Fulton Mall is getting a Manhattan-esque food court.
The second phase of the massive retail and residential development City Point has topped out on the former site of Albee Square Mall and, a developer has revealed, it will include a “Chelsea-Market-style” bazaar and food court featuring 40 sellers and a bevy of Brooklyn restaurants.
“There’s great food in every neighborhood,” said Paul Travis, an executive with Washington Square Partners, one of the developers behind the project. “We see an opportunity to bring it all under one roof.”
Most, but not all of the vendors will be native to Kings County, and they will all bring something unique to the table, Travis said.
“Will have a full array of food, and each vendor will be very specialized,” Travis said.
City Point isn’t the only major development that is boasting plans of a food court inspired by the upscale gourmand complex across the East River. Raymond Chan, the developer behind the so-called “Eighth Avenue Center” in Sunset Park, said last month he is anchoring the four-tower project with a three-story “Chelsea-Market-style” retail space, as this paper exclusively reported.
City Point’s food court is just one planned component of the two-thirds-framed, block-long mega-project looming over Fulton and Willoughby streets. The complex is also set to include a mall and 700 apartments.
The developers expect to attract shoppers who already frequent the Fulton shopping strip, but hope to also draw customers from afar. City Point’s position along Flatbush Avenue Extension, the feeder road of which Travis called Brooklyn’s Main Street, should help, he said.
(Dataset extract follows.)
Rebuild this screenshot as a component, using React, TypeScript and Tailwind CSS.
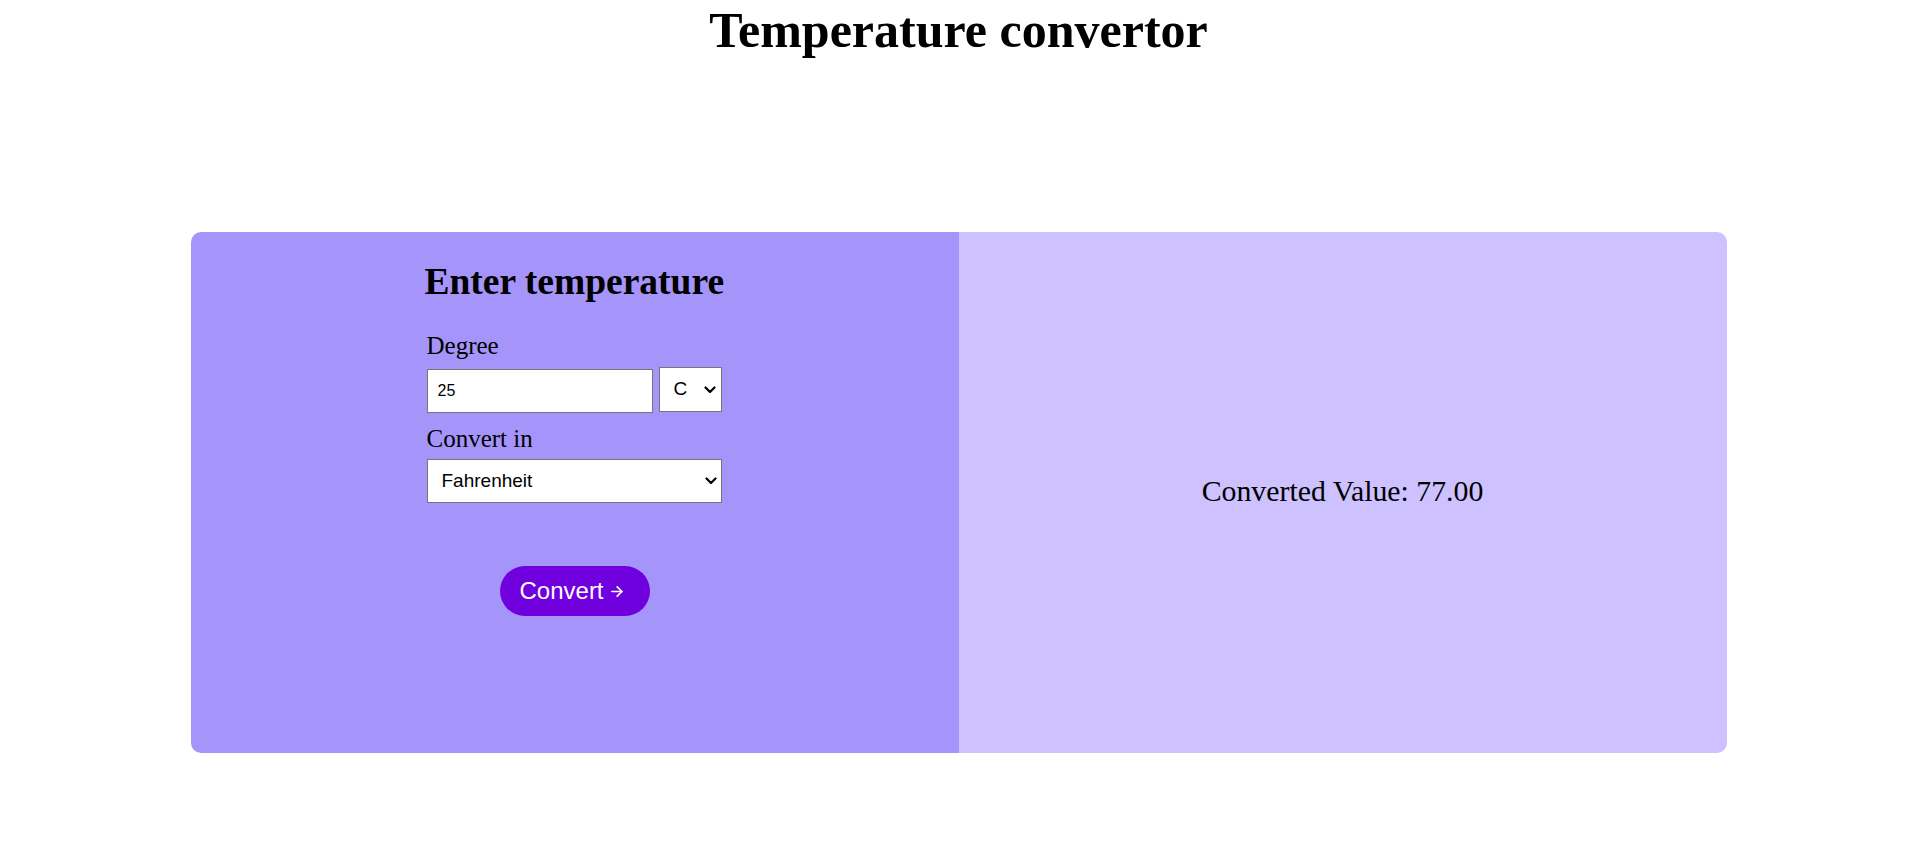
import { useState } from "react";

function Chevron() {
  return (
    <svg
      width="12"
      height="8"
      viewBox="0 0 12 8"
      className="pointer-events-none absolute right-[6px] top-1/2 -translate-y-1/2"
      fill="none"
      stroke="black"
      strokeWidth="2.2"
      strokeLinecap="round"
      strokeLinejoin="round"
    >
      <path d="M1.5 1.5 L6 6 L10.5 1.5" />
    </svg>
  );
}

function ArrowIcon() {
  return (
    <svg
      width="12"
      height="11"
      viewBox="0 0 12 11"
      fill="none"
      stroke="white"
      strokeWidth="1.7"
      strokeLinecap="round"
      strokeLinejoin="round"
    >
      <path d="M0.8 5.5 H11" />
      <path d="M6.2 0.9 L10.9 5.5 L6.2 10.1" />
    </svg>
  );
}

function toValue(deg: number, from: string, to: string) {
  let c = deg;
  if (from === "F") c = ((deg - 32) * 5) / 9;
  if (from === "K") c = deg - 273.15;
  if (to === "Fahrenheit") return (c * 9) / 5 + 32;
  if (to === "Kelvin") return c + 273.15;
  return c;
}

export default function App() {
  const [degree, setDegree] = useState("25");
  const [unit, setUnit] = useState("C");
  const [target, setTarget] = useState("Fahrenheit");
  const [result, setResult] = useState(() => toValue(25, "C", "Fahrenheit"));

  return (
    <div className="min-h-screen bg-white font-['Liberation_Serif','Times_New_Roman',serif] text-black">
      <h1 className="pt-[2px] text-center text-[50px] font-bold leading-[56px]">
        Temperature convertor
      </h1>

      <div className="mx-auto mt-[174px] flex h-[521px] w-[1536px] overflow-hidden rounded-[10px]">
        <div className="flex flex-1 flex-col items-center bg-[#a594f9] pt-[29px]">
          <div className="flex w-[296px] flex-col">
            <h2 className="-ml-[2px] whitespace-nowrap text-[37.5px] font-bold leading-[42px]">
              Enter temperature
            </h2>

            <label className="mt-[29px] text-[25px] leading-[28px]">Degree</label>
            <div className="mt-[7px] flex items-start">
              <input
                type="text"
                value={degree}
                onChange={(e) => setDegree(e.target.value)}
                className="mt-[2px] h-[44px] w-[226px] border border-[#767676] bg-white pl-[10px] font-['Liberation_Sans',Arial,sans-serif] text-[16px] text-black outline-none"
              />
              <div className="relative ml-[6px]">
                <select
                  value={unit}
                  onChange={(e) => setUnit(e.target.value)}
                  className="h-[45px] w-[63px] appearance-none rounded-none border border-[#767676] bg-white pl-[14px] font-['Liberation_Sans',Arial,sans-serif] text-[19px] text-black outline-none"
                >
                  <option value="C">C</option>
                  <option value="F">F</option>
                  <option value="K">K</option>
                </select>
                <Chevron />
              </div>
            </div>

            <label className="mt-[12px] text-[25px] leading-[28px]">Convert in</label>
            <div className="relative mt-[6px]">
              <select
                value={target}
                onChange={(e) => setTarget(e.target.value)}
                className="h-[44px] w-[295px] appearance-none rounded-none border border-[#767676] bg-white pl-[14px] font-['Liberation_Sans',Arial,sans-serif] text-[19px] text-black outline-none"
              >
                <option>Celsius</option>
                <option>Fahrenheit</option>
                <option>Kelvin</option>
              </select>
              <Chevron />
            </div>

            <button
              onClick={() => setResult(toValue(parseFloat(degree) || 0, unit, target))}
              className="mt-[63px] flex h-[50px] w-[150px] items-center gap-[7px] self-center rounded-full bg-[#7000dd] pl-[20px] font-['Liberation_Sans',Arial,sans-serif] text-[24px] text-white"
            >
              <span>Convert</span>
              <ArrowIcon />
            </button>
          </div>
        </div>

        <div className="flex flex-1 items-center justify-center bg-[#cdc1ff]">
          <p className="mb-[4px] text-[29.8px] leading-[34px]">
            Converted Value: {result.toFixed(2)}
          </p>
        </div>
      </div>
    </div>
  );
}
“Other places have highways, we have Flatbush Avenue,” he said.
Travis said he and his partners hope to cash in on their more immediate neighbors too, a population that will grow exponentially as 7,800 apartments planned in the area go on the market. But the group hardly considered the prospect of having so many customers so close to home when they first cooked up the City Point plan, he said.
“We didn’t think there’d be such a large residential market right here in Downtown,” he said.
A key piece of the project, Travis explained, is a pedestrian walkway called the Prince Street Passage that will connect Fulton Mall to Flatbush Avenue Extension. Travis said the two main drags used to be worlds apart, but that development is bringing them together.
“Foot-traffic on Fulton and Flatbush were like two ships passing in the night,” he said. “We’re going to link the two.”
The mall’s main anchor tenants will include locations of the discount-clothing store Century 21 and the upscale, food-and-beer-serving movie theater Alamo Draft House.